# Start of SOURCE DATA
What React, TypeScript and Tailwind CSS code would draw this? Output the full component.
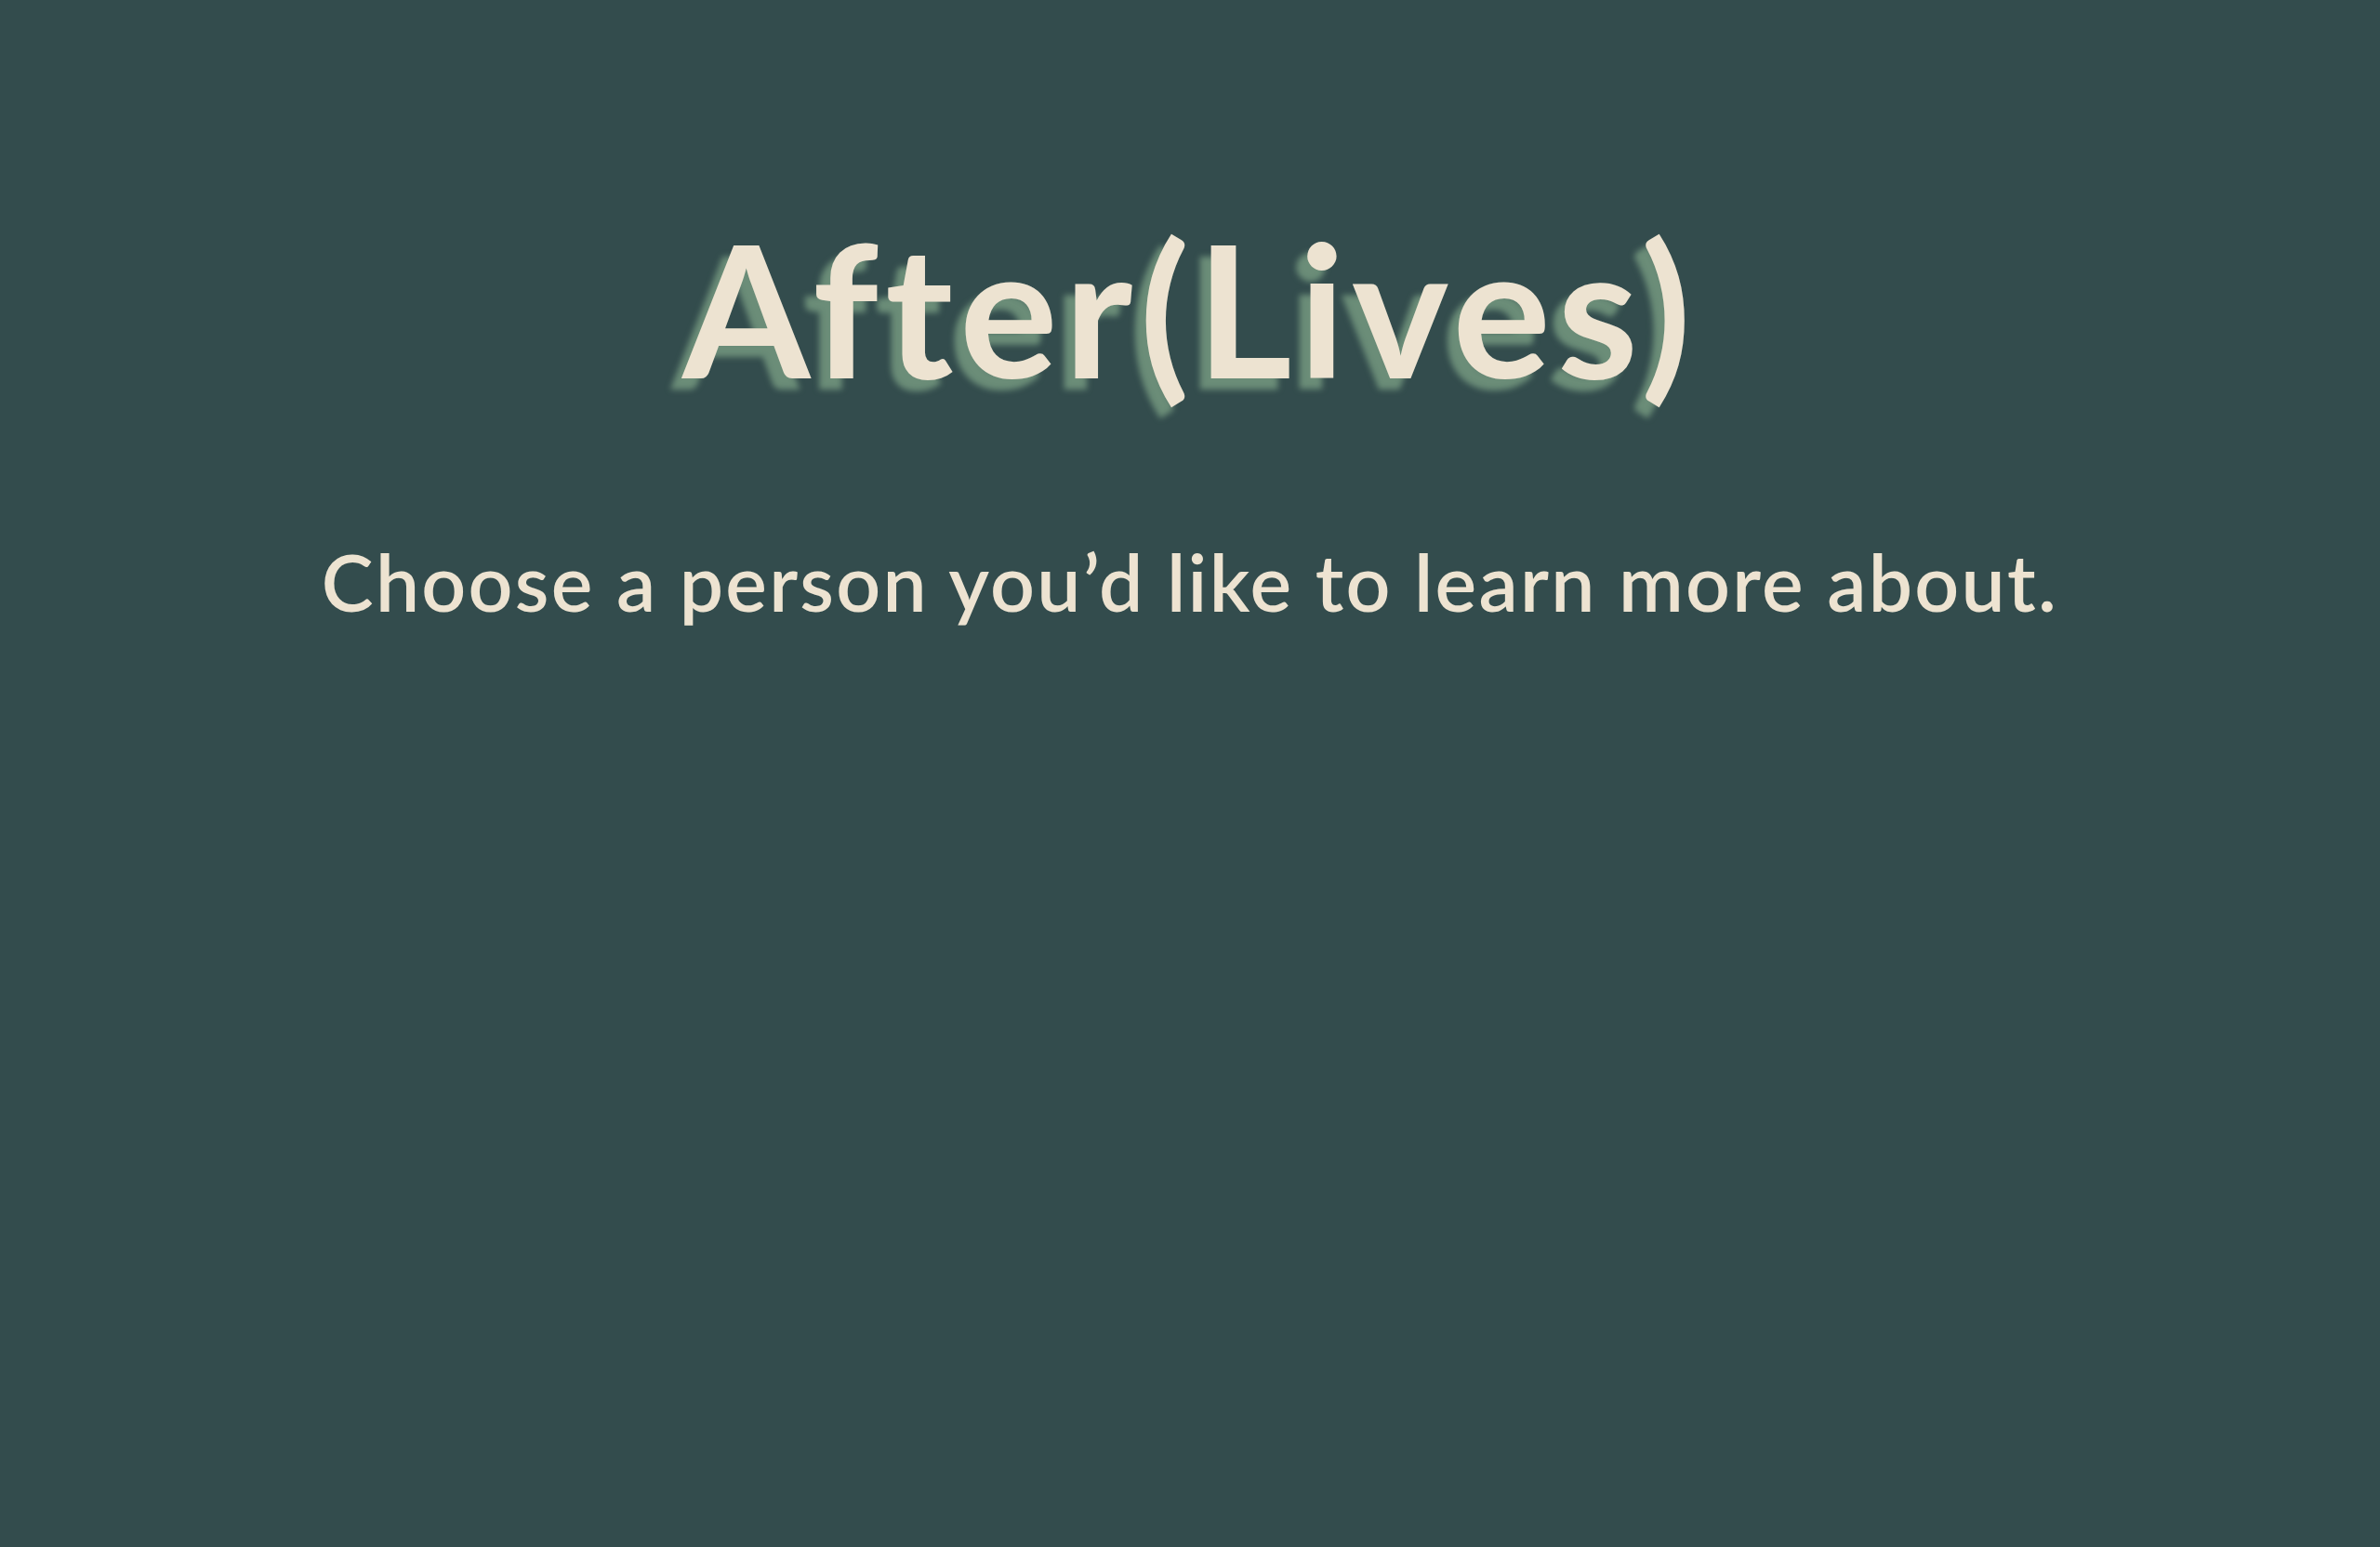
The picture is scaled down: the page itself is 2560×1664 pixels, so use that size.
export default function App() {
  return (
    <main className="min-h-screen w-full bg-[#334c4d] font-['Lato','Noto_Sans',sans-serif] text-[#ede3d1]">
      <div className="flex flex-col items-center pt-[232px]">
        <h1 className="text-[198px] font-bold leading-none tracking-[7px] [text-shadow:-12px_12px_6px_#6b8d78]">
          After(Lives)
        </h1>
        <p className="mt-[154px] text-[84px] font-semibold leading-none tracking-[2.3px]">
          Choose a person you’d like to learn more about.
        </p>
      </div>
    </main>
  );
}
# End of SOURCE DATA
The material above must be printed exactly, with its pictures left out.

• EXPECTED ANSWER
What React, TypeScript and Tailwind CSS code would draw this? Output the full component.
The picture is scaled down: the page itself is 2560×1664 pixels, so use that size.
export default function App() {
  return (
    <main className="min-h-screen w-full bg-[#334c4d] font-['Lato','Noto_Sans',sans-serif] text-[#ede3d1]">
      <div className="flex flex-col items-center pt-[232px]">
        <h1 className="text-[198px] font-bold leading-none tracking-[7px] [text-shadow:-12px_12px_6px_#6b8d78]">
          After(Lives)
        </h1>
        <p className="mt-[154px] text-[84px] font-semibold leading-none tracking-[2.3px]">
          Choose a person you’d like to learn more about.
        </p>
      </div>
    </main>
  );
}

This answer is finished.